Bake in oven for approximately 30 minutes or until cheese is melted. Serve immediately.

*You can use frozen lobster tails for this, but just make sure they're thawed out before using. A quick way to thaw out is to place lobster tails (still in the plastic bag they came in from the store) in a bowl of warm water. Let them stand, submerged in the water ideally, for about 20 minutes or until thawed. Conversely you can leave them overnight in a refrigerator to thaw, but my method is much faster. :)

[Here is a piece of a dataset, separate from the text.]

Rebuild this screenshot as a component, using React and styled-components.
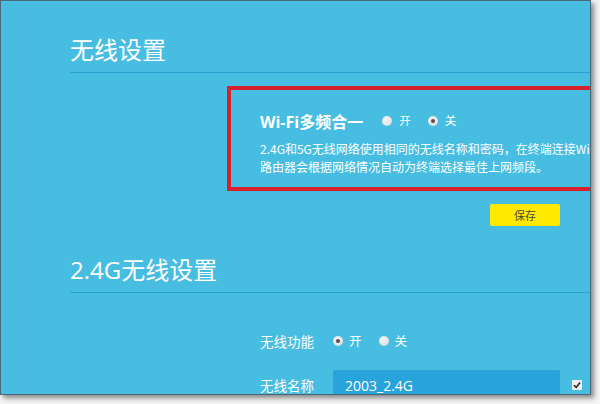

**"Scant" means approximately. For this it means between 3/4 and 1 cup of flour. It doesn't have to be exact, so no need to level off anything.

My Notes:
To remove the lobster meat from the shell, turn the lobster over so the underside is exposed. Run your scissors along the middle, carefully snipping through the thin shell. Turn the tail over and do the same with the top shell, but be careful as the top is considerably tougher than the underside. Carefully slide your fingers under the shell and start to break apart the shell to the side. You only need to remove about the first 1/4 part of the shell. Then pinch the tail fins with one hand, and use your other hand to gently pull out the meat all in one piece. Discard shells or freeze to make lobster bisque or fish stock later.

I like using a creole seasoning blend for just a pinch because it adds great flavor and the smallest hint of heat. Creole blends will have cayenne and paprika along with other spices, so it also gives the overall dish a nice color as well that's subtle and flavored. If you can't find it or don't want to use it, then you can substitute with a small pinch of cayenne and paprika.

You can find truffle oil at specialty grocery stores or order online. I get mine from Sapphire Pantry in Laguna Beach.

1 comment:

Amanda Ebner said...

I have to bookmark this recipe for my next pre-marathon carboload. AMAZING!